- [INFORMATION SHOWN]
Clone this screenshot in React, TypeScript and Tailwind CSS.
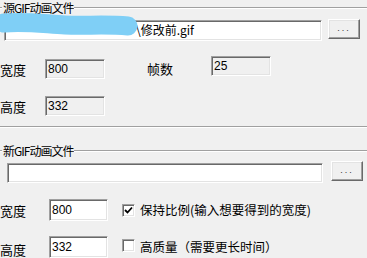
const cjk = "font-['Noto_Sans_CJK_SC','Noto_Sans',sans-serif]";

const Etched = ({ className = "" }: { className?: string }) => (
    <div className={`h-[2px] border-t border-t-[#a0a0a0] border-b border-b-white ${className}`} />
);

const GroupTitle = ({ text }: { text: string }) => (
    <div className="flex items-center h-[15px]">
        <Etched className="w-[2px]" />
        <span className={`px-[1px] text-[12px] leading-none tracking-[-1px] text-black ${cjk}`}>{text}</span>
        <Etched className="flex-1" />
    </div>
);

const sunken =
    "border border-t-[#a0a0a0] border-l-[#a0a0a0] border-r-white border-b-white shadow-[inset_1px_1px_0_#696969,inset_-1px_-1px_0_#e3e3e3]";

const Field = ({
    value,
    readOnly,
    className = "",
}: {
    value: string;
    readOnly?: boolean;
    className?: string;
}) => (
    <div
        className={`flex items-center pl-[2px] pb-[1px] text-[12px] text-black font-['Liberation_Sans',sans-serif] ${sunken} ${
            readOnly ? "bg-[#f0f0f0]" : "bg-white"
        } ${className}`}
    >
        {value}
    </div>
);

const BrowseButton = ({ className = "" }: { className?: string }) => (
    <div
        className={`flex items-end justify-center pb-[5px] w-[32px] h-[20px] bg-[#f0f0f0] border border-t-white border-l-white border-r-[#696969] border-b-[#696969] shadow-[inset_-1px_-1px_0_#a0a0a0,inset_1px_1px_0_#e3e3e3] ${className}`}
    >
        <span className="text-[9px] leading-none tracking-[2px] text-[#333] font-['Liberation_Sans',sans-serif]">...</span>
    </div>
);

const Label = ({ text, className = "" }: { text: string; className?: string }) => (
    <span className={`leading-none text-black ${cjk} ${className}`}>{text}</span>
);

const Check = ({ checked }: { checked?: boolean }) => (
    <div className={`w-[13px] h-[13px] bg-white flex items-center justify-center ${sunken}`}>
        {checked && (
            <svg width="9" height="9" viewBox="0 0 9 9">
                <path d="M1 4 L3.5 6.5 L8 1.5" fill="none" stroke="#000" strokeWidth="1.8" />
            </svg>
        )}
    </div>
);

export default function App() {
    return (
        <div className="relative w-[367px] h-[258px] overflow-hidden bg-[#f0f0f0]">
            {/* source group */}
            <GroupTitle text="源GIF动画文件" />
            <div className="flex items-start mt-[5px] pl-[4px]">
                <div className={`flex items-center w-[318px] h-[21px] bg-white pb-[1px] text-[12px] text-black ${sunken} ${cjk}`}>
                    <span className="w-[131px] shrink-0" />
                    <span>\修改前.gif</span>
                </div>
                <BrowseButton className="ml-[6px] -mt-[1px]" />
            </div>
            <div className="flex items-center mt-[18px]">
                <Label text="宽度" className="text-[13px] w-[45px]" />
                <Field value="800" readOnly className="w-[60px] h-[20px]" />
                <Label text="帧数" className="text-[13px] ml-[42px] w-[64px] -mt-[1px]" />
                <Field value="25" readOnly className="w-[60px] h-[20px] -mt-[6px]" />
            </div>
            <div className="flex items-center mt-[17px]">
                <Label text="高度" className="text-[13px] w-[45px]" />
                <Field value="332" readOnly className="w-[60px] h-[20px]" />
            </div>
            <Etched className="mt-[10px]" />

            {/* target group */}
            <div className="mt-[15px]">
                <GroupTitle text="新GIF动画文件" />
            </div>
            <div className="flex items-start mt-[5px] pl-[7px]">
                <div className={`w-[316px] h-[20px] bg-white ${sunken}`} />
                <BrowseButton className="ml-[8px] -mt-[2px]" />
            </div>
            <div className="flex items-center mt-[16px]">
                <Label text="宽度" className="text-[13px] w-[49px]" />
                <Field value="800" className="w-[59px] h-[22px]" />
                <div className="ml-[14px]">
                    <Check checked />
                </div>
                <Label text="保持比例(输入想要得到的宽度)" className="text-[12.5px] ml-[5px]" />
            </div>
            <div className="flex items-start mt-[15px]">
                <Label text="高度" className="text-[13px] w-[49px] mt-[7px]" />
                <Field value="332" className="w-[59px] h-[22px]" />
                <div className="ml-[14px] mt-[3px]">
                    <Check />
                </div>
                <Label text="高质量（需要更长时间）" className="text-[12.5px] ml-[5px] mt-[5px]" />
            </div>

            {/* blurred-out path */}
            <svg className="absolute left-0 top-[12px]" width="145" height="30" viewBox="0 0 145 30">
                <path
                    d="M4 11 C 25 9, 45 12, 65 13 S 105 12, 128 14"
                    fill="none"
                    stroke="#7fcff6"
                    strokeWidth="19"
                    strokeLinecap="round"
                />
            </svg>
        </div>
    );
}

- [STATED GOAL]
Reproduce the data word for word, excluding its pictures.

- [FULL ANSWER]
Clone this screenshot in React, TypeScript and Tailwind CSS.
const cjk = "font-['Noto_Sans_CJK_SC','Noto_Sans',sans-serif]";

const Etched = ({ className = "" }: { className?: string }) => (
    <div className={`h-[2px] border-t border-t-[#a0a0a0] border-b border-b-white ${className}`} />
);

const GroupTitle = ({ text }: { text: string }) => (
    <div className="flex items-center h-[15px]">
        <Etched className="w-[2px]" />
        <span className={`px-[1px] text-[12px] leading-none tracking-[-1px] text-black ${cjk}`}>{text}</span>
        <Etched className="flex-1" />
    </div>
);

const sunken =
    "border border-t-[#a0a0a0] border-l-[#a0a0a0] border-r-white border-b-white shadow-[inset_1px_1px_0_#696969,inset_-1px_-1px_0_#e3e3e3]";

const Field = ({
    value,
    readOnly,
    className = "",
}: {
    value: string;
    readOnly?: boolean;
    className?: string;
}) => (
    <div
        className={`flex items-center pl-[2px] pb-[1px] text-[12px] text-black font-['Liberation_Sans',sans-serif] ${sunken} ${
            readOnly ? "bg-[#f0f0f0]" : "bg-white"
        } ${className}`}
    >
        {value}
    </div>
);

const BrowseButton = ({ className = "" }: { className?: string }) => (
    <div
        className={`flex items-end justify-center pb-[5px] w-[32px] h-[20px] bg-[#f0f0f0] border border-t-white border-l-white border-r-[#696969] border-b-[#696969] shadow-[inset_-1px_-1px_0_#a0a0a0,inset_1px_1px_0_#e3e3e3] ${className}`}
    >
        <span className="text-[9px] leading-none tracking-[2px] text-[#333] font-['Liberation_Sans',sans-serif]">...</span>
    </div>
);

const Label = ({ text, className = "" }: { text: string; className?: string }) => (
    <span className={`leading-none text-black ${cjk} ${className}`}>{text}</span>
);

const Check = ({ checked }: { checked?: boolean }) => (
    <div className={`w-[13px] h-[13px] bg-white flex items-center justify-center ${sunken}`}>
        {checked && (
            <svg width="9" height="9" viewBox="0 0 9 9">
                <path d="M1 4 L3.5 6.5 L8 1.5" fill="none" stroke="#000" strokeWidth="1.8" />
            </svg>
        )}
    </div>
);

export default function App() {
    return (
        <div className="relative w-[367px] h-[258px] overflow-hidden bg-[#f0f0f0]">
            {/* source group */}
            <GroupTitle text="源GIF动画文件" />
            <div className="flex items-start mt-[5px] pl-[4px]">
                <div className={`flex items-center w-[318px] h-[21px] bg-white pb-[1px] text-[12px] text-black ${sunken} ${cjk}`}>
                    <span className="w-[131px] shrink-0" />
                    <span>\修改前.gif</span>
                </div>
                <BrowseButton className="ml-[6px] -mt-[1px]" />
            </div>
            <div className="flex items-center mt-[18px]">
                <Label text="宽度" className="text-[13px] w-[45px]" />
                <Field value="800" readOnly className="w-[60px] h-[20px]" />
                <Label text="帧数" className="text-[13px] ml-[42px] w-[64px] -mt-[1px]" />
                <Field value="25" readOnly className="w-[60px] h-[20px] -mt-[6px]" />
            </div>
            <div className="flex items-center mt-[17px]">
                <Label text="高度" className="text-[13px] w-[45px]" />
                <Field value="332" readOnly className="w-[60px] h-[20px]" />
            </div>
            <Etched className="mt-[10px]" />

            {/* target group */}
            <div className="mt-[15px]">
                <GroupTitle text="新GIF动画文件" />
            </div>
            <div className="flex items-start mt-[5px] pl-[7px]">
                <div className={`w-[316px] h-[20px] bg-white ${sunken}`} />
                <BrowseButton className="ml-[8px] -mt-[2px]" />
            </div>
            <div className="flex items-center mt-[16px]">
                <Label text="宽度" className="text-[13px] w-[49px]" />
                <Field value="800" className="w-[59px] h-[22px]" />
                <div className="ml-[14px]">
                    <Check checked />
                </div>
                <Label text="保持比例(输入想要得到的宽度)" className="text-[12.5px] ml-[5px]" />
            </div>
            <div className="flex items-start mt-[15px]">
                <Label text="高度" className="text-[13px] w-[49px] mt-[7px]" />
                <Field value="332" className="w-[59px] h-[22px]" />
                <div className="ml-[14px] mt-[3px]">
                    <Check />
                </div>
                <Label text="高质量（需要更长时间）" className="text-[12.5px] ml-[5px] mt-[5px]" />
            </div>

            {/* blurred-out path */}
            <svg className="absolute left-0 top-[12px]" width="145" height="30" viewBox="0 0 145 30">
                <path
                    d="M4 11 C 25 9, 45 12, 65 13 S 105 12, 128 14"
                    fill="none"
                    stroke="#7fcff6"
                    strokeWidth="19"
                    strokeLinecap="round"
                />
            </svg>
        </div>
    );
}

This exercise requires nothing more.